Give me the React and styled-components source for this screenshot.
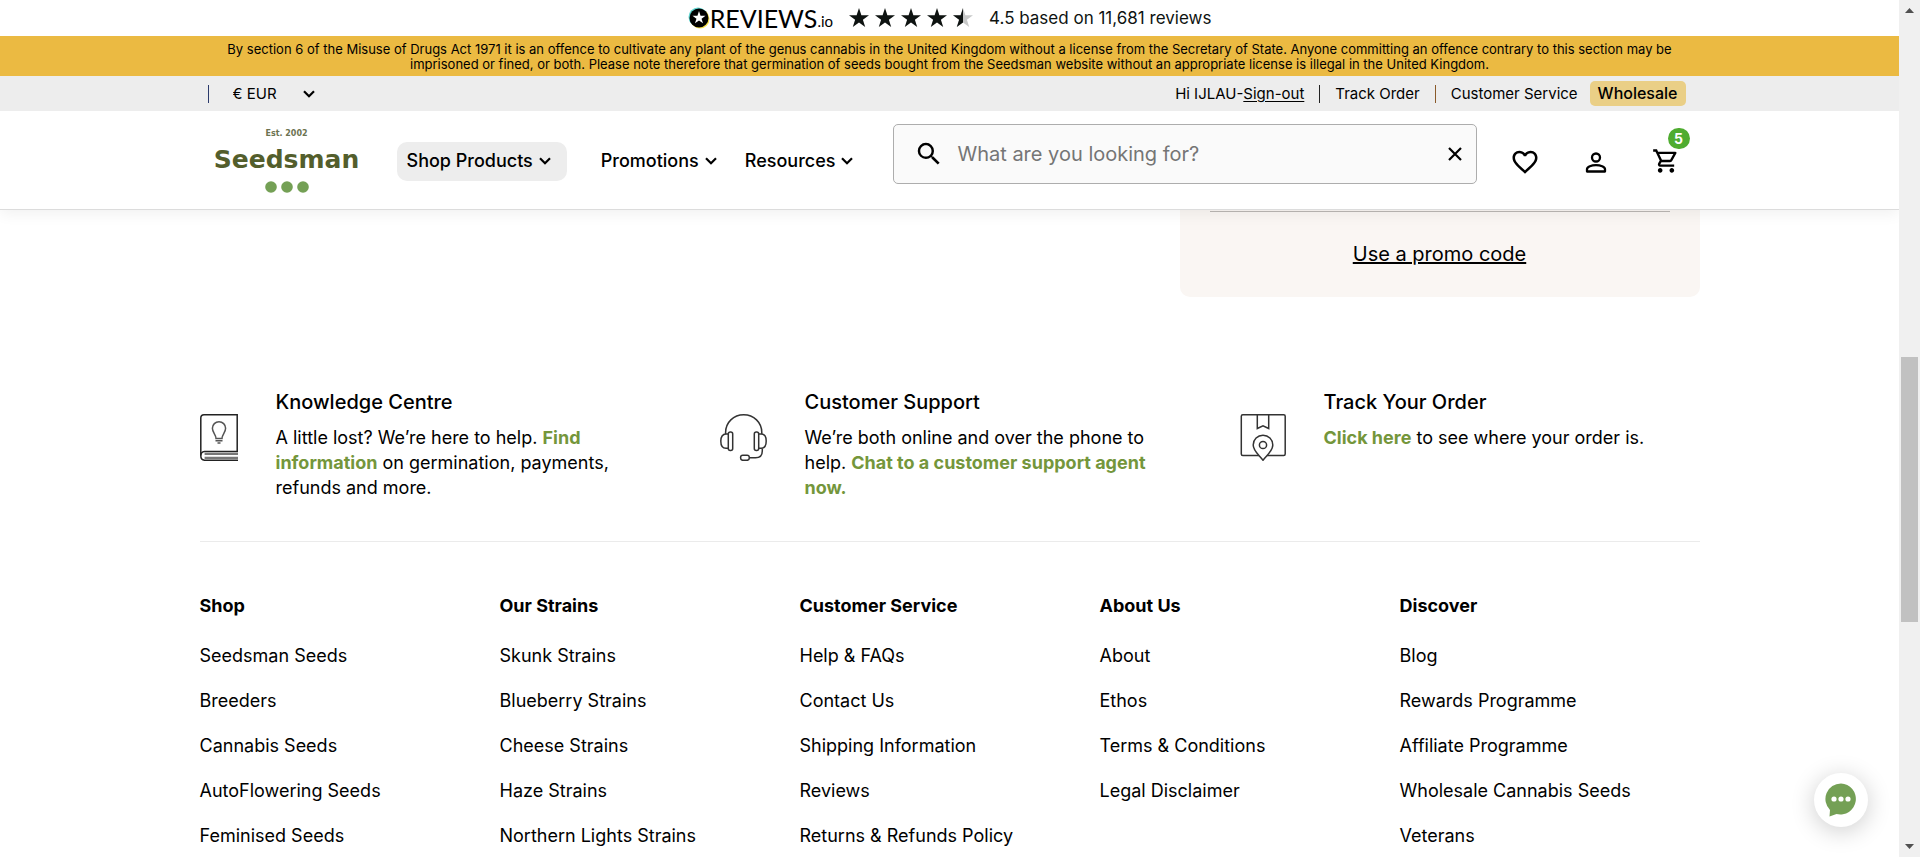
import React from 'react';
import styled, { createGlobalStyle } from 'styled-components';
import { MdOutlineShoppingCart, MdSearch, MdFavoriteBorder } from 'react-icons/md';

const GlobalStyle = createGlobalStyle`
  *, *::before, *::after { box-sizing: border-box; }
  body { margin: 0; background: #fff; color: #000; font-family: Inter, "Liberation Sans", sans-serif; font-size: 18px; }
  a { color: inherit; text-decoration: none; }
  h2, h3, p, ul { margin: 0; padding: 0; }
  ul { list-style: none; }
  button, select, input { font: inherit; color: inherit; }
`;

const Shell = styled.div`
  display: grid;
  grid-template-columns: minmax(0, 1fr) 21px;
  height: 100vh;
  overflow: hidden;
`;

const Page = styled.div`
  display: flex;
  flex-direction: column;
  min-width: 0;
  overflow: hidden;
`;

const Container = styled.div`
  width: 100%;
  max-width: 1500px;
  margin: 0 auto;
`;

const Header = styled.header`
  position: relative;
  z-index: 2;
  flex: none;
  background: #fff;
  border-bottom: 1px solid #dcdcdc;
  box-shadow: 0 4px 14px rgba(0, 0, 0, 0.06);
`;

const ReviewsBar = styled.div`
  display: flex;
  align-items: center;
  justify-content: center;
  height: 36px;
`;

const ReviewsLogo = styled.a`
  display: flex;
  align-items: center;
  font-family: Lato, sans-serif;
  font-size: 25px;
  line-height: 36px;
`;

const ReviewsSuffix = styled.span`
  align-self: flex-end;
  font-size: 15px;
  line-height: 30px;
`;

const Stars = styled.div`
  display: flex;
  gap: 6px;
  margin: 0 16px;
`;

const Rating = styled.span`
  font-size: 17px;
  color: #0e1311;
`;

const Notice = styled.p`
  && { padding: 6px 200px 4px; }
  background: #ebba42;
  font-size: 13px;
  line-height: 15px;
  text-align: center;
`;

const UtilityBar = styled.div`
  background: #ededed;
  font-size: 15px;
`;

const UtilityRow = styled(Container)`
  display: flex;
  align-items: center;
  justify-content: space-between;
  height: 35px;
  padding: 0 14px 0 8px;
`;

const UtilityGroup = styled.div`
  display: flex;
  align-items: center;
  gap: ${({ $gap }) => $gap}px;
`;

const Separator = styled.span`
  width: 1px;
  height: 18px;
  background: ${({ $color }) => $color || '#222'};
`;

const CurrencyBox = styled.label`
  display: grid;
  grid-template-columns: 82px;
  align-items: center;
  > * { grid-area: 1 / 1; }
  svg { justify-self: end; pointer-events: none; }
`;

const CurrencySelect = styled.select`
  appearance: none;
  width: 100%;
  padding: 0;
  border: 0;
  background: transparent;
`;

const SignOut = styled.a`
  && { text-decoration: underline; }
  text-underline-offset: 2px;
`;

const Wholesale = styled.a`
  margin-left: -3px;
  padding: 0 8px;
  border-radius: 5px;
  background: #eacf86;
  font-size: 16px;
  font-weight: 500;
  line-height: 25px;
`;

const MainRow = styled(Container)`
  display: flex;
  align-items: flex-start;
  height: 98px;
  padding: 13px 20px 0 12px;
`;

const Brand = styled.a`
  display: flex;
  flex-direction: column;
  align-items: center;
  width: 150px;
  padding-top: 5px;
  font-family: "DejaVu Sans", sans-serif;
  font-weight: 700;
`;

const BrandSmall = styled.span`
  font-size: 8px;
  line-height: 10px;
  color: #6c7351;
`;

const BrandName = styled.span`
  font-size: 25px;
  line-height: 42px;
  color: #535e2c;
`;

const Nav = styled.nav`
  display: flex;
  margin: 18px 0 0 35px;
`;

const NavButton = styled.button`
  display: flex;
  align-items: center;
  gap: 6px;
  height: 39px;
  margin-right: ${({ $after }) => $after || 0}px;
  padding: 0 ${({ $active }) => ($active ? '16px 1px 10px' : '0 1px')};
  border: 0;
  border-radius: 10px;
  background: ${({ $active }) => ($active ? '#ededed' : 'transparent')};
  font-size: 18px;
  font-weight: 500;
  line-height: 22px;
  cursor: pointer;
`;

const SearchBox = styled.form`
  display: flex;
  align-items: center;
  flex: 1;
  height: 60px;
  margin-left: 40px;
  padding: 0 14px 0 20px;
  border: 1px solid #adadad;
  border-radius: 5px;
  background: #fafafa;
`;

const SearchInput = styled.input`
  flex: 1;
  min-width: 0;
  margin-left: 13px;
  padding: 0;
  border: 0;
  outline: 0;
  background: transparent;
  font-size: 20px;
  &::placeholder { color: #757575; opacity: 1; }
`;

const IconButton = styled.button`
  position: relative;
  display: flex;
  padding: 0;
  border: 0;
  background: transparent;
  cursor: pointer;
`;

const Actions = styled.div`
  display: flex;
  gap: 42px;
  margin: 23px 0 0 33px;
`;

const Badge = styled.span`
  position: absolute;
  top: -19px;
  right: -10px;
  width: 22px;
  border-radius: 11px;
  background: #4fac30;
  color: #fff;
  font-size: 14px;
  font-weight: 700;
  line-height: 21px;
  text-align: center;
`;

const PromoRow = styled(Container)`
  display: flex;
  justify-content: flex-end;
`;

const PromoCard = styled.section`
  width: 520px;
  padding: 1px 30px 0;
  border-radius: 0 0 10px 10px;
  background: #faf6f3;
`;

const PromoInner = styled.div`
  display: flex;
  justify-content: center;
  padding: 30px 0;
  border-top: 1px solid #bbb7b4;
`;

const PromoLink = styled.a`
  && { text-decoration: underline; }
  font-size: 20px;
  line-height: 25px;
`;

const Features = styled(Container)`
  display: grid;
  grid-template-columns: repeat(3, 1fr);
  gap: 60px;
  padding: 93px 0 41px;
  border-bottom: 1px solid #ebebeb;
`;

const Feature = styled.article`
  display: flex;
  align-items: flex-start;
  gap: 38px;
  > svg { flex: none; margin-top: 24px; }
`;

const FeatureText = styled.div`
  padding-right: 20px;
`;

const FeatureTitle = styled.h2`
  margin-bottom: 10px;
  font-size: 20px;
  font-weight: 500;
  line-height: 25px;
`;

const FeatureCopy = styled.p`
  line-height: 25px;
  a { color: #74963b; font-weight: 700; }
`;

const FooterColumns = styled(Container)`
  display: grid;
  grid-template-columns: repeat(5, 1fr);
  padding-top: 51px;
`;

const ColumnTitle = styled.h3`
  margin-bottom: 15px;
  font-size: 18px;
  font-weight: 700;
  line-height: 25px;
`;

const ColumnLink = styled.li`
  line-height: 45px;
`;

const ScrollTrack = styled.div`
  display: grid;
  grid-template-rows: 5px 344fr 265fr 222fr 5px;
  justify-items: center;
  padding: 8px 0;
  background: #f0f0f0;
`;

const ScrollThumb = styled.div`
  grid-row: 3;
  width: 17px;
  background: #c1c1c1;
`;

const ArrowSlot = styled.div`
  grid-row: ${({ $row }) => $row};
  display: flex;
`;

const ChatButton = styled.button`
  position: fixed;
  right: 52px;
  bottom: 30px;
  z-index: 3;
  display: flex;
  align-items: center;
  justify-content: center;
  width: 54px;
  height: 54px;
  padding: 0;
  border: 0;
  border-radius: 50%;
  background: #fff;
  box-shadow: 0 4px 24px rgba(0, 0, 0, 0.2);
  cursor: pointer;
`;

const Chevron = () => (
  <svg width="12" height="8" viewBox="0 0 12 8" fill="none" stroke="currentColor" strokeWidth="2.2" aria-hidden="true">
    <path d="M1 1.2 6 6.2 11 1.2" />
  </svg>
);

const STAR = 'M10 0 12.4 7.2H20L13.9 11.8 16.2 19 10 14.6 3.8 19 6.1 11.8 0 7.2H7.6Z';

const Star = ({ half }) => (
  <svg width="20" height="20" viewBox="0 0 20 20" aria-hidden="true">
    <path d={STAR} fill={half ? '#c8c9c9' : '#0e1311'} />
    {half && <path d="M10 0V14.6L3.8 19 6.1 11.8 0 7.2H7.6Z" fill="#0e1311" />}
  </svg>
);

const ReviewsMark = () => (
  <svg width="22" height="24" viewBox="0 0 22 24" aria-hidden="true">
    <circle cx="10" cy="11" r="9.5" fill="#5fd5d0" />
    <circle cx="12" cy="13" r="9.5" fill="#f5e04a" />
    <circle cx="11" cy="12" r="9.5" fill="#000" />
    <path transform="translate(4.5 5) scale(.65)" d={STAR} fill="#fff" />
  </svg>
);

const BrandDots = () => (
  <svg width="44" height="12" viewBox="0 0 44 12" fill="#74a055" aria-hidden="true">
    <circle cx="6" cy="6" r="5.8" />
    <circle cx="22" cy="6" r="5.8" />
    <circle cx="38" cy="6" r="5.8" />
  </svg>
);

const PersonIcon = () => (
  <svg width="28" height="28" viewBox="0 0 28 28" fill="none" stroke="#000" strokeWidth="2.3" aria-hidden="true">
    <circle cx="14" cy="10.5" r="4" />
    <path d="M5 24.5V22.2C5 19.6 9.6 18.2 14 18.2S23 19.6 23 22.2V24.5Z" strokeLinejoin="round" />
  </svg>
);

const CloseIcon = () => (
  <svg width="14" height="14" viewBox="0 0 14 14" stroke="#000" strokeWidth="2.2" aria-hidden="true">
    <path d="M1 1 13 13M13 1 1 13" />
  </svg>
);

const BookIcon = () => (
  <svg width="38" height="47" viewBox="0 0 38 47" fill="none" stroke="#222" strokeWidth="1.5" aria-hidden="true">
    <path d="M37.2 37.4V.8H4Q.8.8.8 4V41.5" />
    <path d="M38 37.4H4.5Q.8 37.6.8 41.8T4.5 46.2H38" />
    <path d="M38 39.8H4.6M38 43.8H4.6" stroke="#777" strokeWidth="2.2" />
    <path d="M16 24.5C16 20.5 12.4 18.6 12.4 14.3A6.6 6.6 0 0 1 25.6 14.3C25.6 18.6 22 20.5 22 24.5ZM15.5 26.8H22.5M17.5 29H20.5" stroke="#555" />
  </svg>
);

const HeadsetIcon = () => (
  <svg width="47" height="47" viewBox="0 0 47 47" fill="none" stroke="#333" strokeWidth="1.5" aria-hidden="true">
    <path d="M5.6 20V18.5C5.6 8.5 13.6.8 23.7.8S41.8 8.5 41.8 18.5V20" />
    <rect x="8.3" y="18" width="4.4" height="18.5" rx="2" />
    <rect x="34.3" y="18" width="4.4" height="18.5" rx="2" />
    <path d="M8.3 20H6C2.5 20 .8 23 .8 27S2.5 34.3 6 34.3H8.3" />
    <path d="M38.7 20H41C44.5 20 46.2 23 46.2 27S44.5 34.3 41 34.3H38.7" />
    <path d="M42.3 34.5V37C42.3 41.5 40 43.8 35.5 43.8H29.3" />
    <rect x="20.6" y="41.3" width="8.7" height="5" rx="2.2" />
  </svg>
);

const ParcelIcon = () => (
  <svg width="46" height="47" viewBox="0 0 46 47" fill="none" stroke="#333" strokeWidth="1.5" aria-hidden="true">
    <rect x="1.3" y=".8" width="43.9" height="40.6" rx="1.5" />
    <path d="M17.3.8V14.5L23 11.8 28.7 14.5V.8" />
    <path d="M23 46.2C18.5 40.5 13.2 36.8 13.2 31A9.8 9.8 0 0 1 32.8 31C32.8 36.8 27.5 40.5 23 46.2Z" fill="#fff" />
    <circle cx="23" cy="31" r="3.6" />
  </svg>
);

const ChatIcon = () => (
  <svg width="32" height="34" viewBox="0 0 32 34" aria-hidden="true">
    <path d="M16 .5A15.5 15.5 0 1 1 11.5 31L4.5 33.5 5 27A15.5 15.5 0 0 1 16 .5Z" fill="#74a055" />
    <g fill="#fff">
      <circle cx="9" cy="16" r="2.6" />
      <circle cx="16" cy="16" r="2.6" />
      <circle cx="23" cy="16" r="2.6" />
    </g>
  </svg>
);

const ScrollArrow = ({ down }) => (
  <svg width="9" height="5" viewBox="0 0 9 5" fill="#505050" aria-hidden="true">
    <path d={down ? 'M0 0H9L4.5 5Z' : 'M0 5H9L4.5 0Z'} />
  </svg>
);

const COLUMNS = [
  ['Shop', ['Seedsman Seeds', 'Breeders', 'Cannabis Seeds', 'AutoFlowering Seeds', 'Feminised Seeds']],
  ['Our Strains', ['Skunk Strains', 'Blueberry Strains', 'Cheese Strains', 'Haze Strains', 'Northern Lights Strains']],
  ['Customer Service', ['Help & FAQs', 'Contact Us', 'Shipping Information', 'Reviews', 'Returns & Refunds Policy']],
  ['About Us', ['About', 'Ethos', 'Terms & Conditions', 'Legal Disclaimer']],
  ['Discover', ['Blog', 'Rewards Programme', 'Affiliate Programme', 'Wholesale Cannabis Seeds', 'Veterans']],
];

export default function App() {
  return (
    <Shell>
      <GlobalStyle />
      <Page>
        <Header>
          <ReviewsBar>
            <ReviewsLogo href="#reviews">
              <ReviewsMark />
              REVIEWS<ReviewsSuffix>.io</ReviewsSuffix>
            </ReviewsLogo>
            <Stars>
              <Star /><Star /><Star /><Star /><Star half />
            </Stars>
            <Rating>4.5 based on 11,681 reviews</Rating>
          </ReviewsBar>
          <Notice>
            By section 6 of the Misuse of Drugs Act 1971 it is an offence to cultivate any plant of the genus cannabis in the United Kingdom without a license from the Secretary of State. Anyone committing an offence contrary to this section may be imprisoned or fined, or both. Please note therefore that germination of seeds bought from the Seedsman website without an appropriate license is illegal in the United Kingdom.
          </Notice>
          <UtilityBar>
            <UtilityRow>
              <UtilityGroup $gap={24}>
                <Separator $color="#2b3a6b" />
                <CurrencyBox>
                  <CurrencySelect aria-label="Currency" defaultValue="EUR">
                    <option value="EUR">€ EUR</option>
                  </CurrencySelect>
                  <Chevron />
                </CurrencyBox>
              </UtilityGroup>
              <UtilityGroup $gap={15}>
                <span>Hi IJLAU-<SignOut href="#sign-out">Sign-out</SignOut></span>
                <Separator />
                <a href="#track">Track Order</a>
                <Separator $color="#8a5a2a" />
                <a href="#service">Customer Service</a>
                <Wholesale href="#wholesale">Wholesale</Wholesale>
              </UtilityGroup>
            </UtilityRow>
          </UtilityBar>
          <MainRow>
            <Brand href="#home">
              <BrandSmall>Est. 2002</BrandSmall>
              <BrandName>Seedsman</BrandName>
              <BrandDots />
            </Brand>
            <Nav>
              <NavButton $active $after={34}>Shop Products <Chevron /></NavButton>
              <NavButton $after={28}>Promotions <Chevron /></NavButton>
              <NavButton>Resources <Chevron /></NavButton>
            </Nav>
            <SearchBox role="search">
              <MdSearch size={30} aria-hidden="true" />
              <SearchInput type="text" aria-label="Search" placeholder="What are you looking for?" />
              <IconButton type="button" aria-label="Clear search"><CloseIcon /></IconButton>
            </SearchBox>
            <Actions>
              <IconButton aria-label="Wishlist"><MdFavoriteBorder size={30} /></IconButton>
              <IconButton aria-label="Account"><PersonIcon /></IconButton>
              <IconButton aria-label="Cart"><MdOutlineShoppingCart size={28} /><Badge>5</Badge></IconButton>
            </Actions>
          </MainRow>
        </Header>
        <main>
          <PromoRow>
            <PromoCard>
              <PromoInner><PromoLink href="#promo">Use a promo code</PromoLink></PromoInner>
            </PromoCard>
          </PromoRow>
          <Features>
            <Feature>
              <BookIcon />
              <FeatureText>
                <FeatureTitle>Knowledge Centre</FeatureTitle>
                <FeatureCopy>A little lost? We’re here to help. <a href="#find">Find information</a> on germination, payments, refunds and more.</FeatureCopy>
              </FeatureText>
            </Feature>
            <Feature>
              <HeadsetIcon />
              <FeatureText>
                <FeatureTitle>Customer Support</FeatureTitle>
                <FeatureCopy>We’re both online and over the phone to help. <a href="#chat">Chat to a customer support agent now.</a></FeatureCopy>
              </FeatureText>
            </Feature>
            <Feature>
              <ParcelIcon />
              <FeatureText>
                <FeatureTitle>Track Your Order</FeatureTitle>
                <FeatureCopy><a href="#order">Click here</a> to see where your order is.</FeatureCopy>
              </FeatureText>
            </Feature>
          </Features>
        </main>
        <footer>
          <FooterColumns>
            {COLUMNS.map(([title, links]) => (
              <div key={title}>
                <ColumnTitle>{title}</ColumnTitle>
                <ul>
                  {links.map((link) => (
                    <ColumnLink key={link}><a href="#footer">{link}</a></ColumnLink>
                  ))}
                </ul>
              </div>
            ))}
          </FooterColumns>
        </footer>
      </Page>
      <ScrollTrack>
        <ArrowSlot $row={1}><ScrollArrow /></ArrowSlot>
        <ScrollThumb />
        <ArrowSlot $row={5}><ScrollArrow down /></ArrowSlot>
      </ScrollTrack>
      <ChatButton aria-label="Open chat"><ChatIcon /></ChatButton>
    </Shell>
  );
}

> [Goal] Review the preceding data and report every line that includes the string "this".

> [The solution]
Give me the React and styled-components source for this screenshot.
            By section 6 of the Misuse of Drugs Act 1971 it is an offence to cultivate any plant of the genus cannabis in the United Kingdom without a license from the Secretary of State. Anyone committing an offence contrary to this section may be imprisoned or fined, or both. Please note therefore that germination of seeds bought from the Seedsman website without an appropriate license is illegal in the United Kingdom.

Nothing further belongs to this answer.